Mostafai told news agencies today that he had yet to receive any official confirmation that the stoning sentence had been revised.
"There is no guarantee that it will be halted," he said.
"Sentences such as stoning will be closely reviewed and probably changed," Larijani told Iran's Islamic Republic News Agency.
[Above: Protesters in London demonstrate against the planned stoning, and to mark the 11th Anniversary of the July 9th Iranian student uprising.]
In London today protesters waved flags and chanted anti-government slogans to the beat of a drum in front of the Iranian Embassy. They condemned executions in Iran – by stoning and hanging.
But Larijani said protests from outside Iran will not affect Mohammadi-Ashtiani's case.
"The Western attacks have no effect on the opinion of our judges," he told the news agency.
Larijani's comments seemed to contradict Iran's public statements made Thursday from its embassy in London that strongly suggested Mohammadi-Ashtiani would not be stoned.
The public statement said, "this mission denies the false news aired in this respect and...according to information from the relevant judicial authorities in Iran, she will not be executed by stoning punishment.
"It is notable that this kind of punishment has rarely been implemented in Iran and various means and remedies must be probed and exhausted to finally come up with such a punishment," the embassy statement concluded.
Mohammadi-Ashtiani's son, Sajjad Mohammedie Ashtiani, who appealed Wednesday to Iran's courts to spare his mother's life and also appealed to the world for help via Twitter, said he won't accept any decision short of his mother's freedom.
Through human rights activist Mina Ahadi, the son said he would be satisfied only when Iran's judiciary officially drops the charges against her.
Ahadi has said that only an international campaign designed to pressure the Islamic regime in Tehran could save Mohammadi-Ashtiani's life.
"Legally, it's all over," said Ahadi, who heads the International Committee Against Stoning and the Death Penalty, earlier this week.
Ashtiani's son wrote in an open letter to government officials that there was neither evidence nor legal grounds for his mother's conviction and sentence. He said the family has traveled six times from their home in Tabriz to Tehran to speak with Iranian officials, but in vain.
Amnesty said she received flogging of 99 lashes as per her sentence but was subsequently accused of "adultery while being married" in September 2006 during the trial of a man accused of murdering her husband.

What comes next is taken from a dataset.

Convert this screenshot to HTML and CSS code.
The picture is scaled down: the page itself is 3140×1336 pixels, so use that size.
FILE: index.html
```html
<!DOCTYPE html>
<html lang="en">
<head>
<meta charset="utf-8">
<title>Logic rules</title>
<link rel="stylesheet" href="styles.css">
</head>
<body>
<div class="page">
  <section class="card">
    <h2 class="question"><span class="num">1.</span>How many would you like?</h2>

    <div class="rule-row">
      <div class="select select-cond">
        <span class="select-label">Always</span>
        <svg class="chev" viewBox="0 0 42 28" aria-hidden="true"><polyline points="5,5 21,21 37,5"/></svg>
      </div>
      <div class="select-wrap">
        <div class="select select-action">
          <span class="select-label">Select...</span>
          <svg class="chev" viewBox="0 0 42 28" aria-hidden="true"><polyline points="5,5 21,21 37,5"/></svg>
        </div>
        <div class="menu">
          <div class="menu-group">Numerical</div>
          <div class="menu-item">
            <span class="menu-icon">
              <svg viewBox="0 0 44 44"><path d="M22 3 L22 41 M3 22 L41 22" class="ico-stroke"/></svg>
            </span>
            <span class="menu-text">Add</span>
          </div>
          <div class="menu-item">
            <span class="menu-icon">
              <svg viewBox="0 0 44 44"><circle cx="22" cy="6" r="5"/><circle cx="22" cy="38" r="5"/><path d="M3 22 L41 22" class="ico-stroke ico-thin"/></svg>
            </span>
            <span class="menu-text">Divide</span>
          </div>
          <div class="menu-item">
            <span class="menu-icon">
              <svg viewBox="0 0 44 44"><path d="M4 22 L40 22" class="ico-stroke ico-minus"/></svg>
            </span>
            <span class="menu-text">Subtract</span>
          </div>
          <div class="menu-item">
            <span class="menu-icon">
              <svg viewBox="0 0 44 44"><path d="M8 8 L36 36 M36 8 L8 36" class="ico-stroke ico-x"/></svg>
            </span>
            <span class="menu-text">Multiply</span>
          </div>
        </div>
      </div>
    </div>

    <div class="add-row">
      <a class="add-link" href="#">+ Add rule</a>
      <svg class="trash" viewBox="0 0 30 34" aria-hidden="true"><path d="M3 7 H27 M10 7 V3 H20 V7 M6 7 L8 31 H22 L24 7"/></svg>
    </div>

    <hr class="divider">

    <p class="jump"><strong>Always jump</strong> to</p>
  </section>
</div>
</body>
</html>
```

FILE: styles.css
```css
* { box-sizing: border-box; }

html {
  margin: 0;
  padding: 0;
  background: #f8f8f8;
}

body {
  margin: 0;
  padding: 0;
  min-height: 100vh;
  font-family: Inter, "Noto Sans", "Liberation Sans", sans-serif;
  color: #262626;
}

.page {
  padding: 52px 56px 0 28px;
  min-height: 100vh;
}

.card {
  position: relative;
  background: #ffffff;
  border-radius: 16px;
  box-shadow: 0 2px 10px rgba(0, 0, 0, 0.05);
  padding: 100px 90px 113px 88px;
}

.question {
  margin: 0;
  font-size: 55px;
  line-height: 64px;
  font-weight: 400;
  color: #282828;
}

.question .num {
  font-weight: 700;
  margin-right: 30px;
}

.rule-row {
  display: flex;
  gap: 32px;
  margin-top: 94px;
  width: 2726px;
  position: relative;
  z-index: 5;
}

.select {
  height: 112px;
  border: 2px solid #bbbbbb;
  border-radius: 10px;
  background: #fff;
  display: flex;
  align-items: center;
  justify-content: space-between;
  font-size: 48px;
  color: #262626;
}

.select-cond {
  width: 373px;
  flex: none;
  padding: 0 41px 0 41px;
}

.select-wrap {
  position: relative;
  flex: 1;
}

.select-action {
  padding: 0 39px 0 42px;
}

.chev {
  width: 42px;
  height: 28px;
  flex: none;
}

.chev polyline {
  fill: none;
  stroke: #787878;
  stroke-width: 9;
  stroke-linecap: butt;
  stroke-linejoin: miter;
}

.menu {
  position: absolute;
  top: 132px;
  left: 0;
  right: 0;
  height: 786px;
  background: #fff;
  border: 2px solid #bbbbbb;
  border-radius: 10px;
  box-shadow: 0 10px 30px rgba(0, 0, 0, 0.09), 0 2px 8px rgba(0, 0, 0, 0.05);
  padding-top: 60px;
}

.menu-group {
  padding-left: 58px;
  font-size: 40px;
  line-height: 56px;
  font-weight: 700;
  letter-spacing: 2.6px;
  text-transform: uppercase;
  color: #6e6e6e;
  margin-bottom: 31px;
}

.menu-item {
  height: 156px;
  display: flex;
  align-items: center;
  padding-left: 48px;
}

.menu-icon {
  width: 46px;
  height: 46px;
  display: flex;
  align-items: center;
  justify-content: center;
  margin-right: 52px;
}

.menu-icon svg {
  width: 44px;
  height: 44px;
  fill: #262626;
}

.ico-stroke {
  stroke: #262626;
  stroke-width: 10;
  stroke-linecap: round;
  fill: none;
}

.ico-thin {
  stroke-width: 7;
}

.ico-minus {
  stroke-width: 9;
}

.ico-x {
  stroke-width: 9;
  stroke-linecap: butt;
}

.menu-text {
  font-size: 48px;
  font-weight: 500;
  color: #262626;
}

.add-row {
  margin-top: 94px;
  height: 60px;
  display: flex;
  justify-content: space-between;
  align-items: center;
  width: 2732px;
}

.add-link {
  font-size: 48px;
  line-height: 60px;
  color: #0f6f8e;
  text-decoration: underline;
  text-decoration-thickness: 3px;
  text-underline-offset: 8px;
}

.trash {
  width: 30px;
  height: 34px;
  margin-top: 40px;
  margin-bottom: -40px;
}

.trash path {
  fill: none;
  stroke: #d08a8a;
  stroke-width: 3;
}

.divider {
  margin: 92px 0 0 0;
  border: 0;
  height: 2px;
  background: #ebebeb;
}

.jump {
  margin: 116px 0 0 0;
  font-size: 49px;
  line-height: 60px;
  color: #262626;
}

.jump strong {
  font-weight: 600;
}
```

Mostafai said his client knew the man who, "killed her husband and because she was at home when the murder took place, she was accused as accomplice."
She was pardoned on the murder charges, but then accused of adultery with that man, Mostafai said.

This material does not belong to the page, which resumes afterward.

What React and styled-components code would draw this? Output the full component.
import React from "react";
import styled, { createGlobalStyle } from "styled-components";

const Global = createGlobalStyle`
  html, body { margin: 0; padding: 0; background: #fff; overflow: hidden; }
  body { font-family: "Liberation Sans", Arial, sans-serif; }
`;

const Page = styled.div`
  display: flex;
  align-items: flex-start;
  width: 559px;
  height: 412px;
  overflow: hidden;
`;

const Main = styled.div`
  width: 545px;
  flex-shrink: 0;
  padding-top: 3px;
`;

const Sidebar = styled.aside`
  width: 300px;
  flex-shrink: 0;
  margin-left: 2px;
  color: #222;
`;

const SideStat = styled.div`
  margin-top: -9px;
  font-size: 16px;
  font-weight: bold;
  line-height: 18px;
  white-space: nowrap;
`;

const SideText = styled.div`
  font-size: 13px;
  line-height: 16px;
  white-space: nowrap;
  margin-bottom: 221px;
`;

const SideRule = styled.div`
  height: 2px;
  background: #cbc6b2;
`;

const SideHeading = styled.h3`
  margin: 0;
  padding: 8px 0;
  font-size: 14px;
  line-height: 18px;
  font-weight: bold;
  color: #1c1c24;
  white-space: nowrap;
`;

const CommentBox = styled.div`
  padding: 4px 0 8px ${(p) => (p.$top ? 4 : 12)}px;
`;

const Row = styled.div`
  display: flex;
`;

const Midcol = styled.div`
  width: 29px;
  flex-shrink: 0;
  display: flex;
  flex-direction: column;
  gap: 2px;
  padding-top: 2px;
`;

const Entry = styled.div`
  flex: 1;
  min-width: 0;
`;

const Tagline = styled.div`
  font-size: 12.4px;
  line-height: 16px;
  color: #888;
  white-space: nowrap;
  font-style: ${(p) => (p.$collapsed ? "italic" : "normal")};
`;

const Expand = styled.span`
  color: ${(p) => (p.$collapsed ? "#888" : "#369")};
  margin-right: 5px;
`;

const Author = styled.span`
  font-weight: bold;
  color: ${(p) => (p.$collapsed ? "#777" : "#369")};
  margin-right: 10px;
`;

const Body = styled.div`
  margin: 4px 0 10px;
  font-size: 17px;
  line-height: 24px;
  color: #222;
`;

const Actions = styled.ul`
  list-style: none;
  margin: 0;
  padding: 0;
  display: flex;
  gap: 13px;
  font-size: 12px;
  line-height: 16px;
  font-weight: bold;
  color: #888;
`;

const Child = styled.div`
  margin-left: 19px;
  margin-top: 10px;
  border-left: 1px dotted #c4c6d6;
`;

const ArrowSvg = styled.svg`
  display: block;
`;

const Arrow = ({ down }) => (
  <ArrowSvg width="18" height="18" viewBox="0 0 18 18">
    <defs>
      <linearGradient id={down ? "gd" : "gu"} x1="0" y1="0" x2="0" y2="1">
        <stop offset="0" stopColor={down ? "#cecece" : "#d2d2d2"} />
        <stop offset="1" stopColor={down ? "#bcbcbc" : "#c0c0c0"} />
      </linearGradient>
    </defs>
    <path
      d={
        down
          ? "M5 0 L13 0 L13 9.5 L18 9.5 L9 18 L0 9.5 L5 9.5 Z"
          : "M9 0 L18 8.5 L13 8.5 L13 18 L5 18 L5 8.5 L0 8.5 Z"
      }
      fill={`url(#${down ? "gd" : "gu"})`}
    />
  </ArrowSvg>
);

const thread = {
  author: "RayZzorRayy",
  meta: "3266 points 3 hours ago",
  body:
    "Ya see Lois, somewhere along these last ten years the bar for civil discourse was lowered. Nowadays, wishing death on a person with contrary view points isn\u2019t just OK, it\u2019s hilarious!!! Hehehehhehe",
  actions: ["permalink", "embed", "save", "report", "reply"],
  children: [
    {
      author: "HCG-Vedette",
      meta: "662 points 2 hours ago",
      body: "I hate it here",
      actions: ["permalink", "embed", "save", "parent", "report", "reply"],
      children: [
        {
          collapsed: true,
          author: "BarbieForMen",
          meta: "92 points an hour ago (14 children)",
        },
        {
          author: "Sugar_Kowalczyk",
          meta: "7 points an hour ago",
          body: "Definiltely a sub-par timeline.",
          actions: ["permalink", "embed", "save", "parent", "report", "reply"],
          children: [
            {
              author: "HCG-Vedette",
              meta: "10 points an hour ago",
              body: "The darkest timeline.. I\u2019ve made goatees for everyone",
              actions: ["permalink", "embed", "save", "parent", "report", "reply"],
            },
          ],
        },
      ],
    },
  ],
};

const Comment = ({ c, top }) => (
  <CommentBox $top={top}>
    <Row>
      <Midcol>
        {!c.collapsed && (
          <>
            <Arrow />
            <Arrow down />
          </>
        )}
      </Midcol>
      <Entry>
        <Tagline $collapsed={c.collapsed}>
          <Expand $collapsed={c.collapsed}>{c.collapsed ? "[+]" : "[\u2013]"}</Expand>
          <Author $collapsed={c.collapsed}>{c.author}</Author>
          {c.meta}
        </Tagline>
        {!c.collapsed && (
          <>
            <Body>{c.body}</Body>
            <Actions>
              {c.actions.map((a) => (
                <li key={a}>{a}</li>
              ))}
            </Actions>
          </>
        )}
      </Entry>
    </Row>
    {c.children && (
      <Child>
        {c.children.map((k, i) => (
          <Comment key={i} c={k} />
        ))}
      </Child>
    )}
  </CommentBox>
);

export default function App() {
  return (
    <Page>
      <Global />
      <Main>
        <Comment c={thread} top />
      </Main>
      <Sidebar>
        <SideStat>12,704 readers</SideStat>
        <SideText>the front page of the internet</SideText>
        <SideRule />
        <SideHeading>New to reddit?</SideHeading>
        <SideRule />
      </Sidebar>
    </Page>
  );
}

Mostafai added that such cases involving women in Iran arise due to difficulties in getting divorces with husbands despite, "having troubled marriages."
Enough! Enough fear. Enough pain. Enough agony. Enough torture. Enough death. E-NOUGH misery imposed by cowardly dictators hiding behind the safety net of blind religious tradition and the faithful.

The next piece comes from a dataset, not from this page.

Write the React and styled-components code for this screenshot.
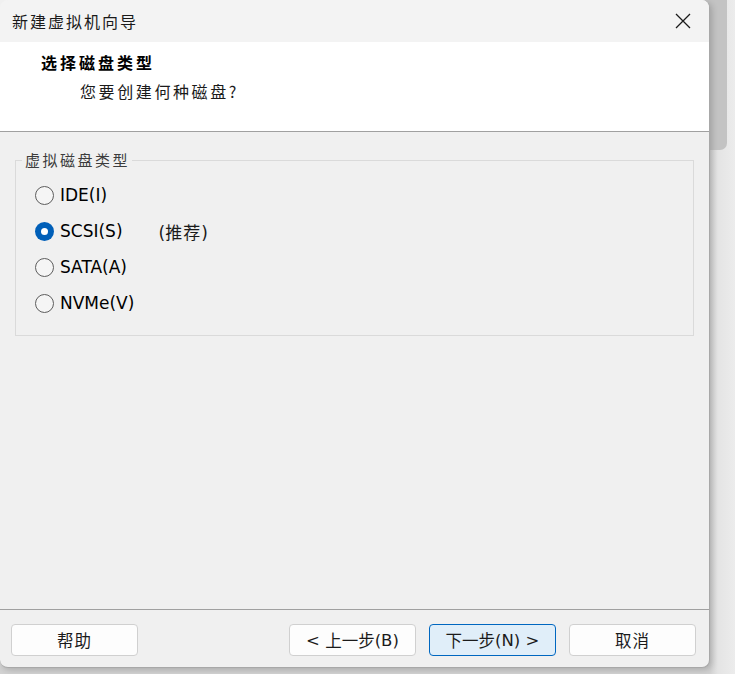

I am a tolerant person. I believe that all countries have the right of autonomy, that religion is personal and should be left to believers to choose or reject, and that WEST does not always equal BEST.
I am not a Christian; I am not a Jew; I am not a Muslim. I do not follow any of the Abrahamic faith paths. I am not speaking out as an American, or a proponent of any political ideology. I am speaking simply as a human being, reaching out to other human beings. I am literally on my knees. I beg Iran and all Iranians to spare this woman, and to abolish this horrific practice. Please. Please.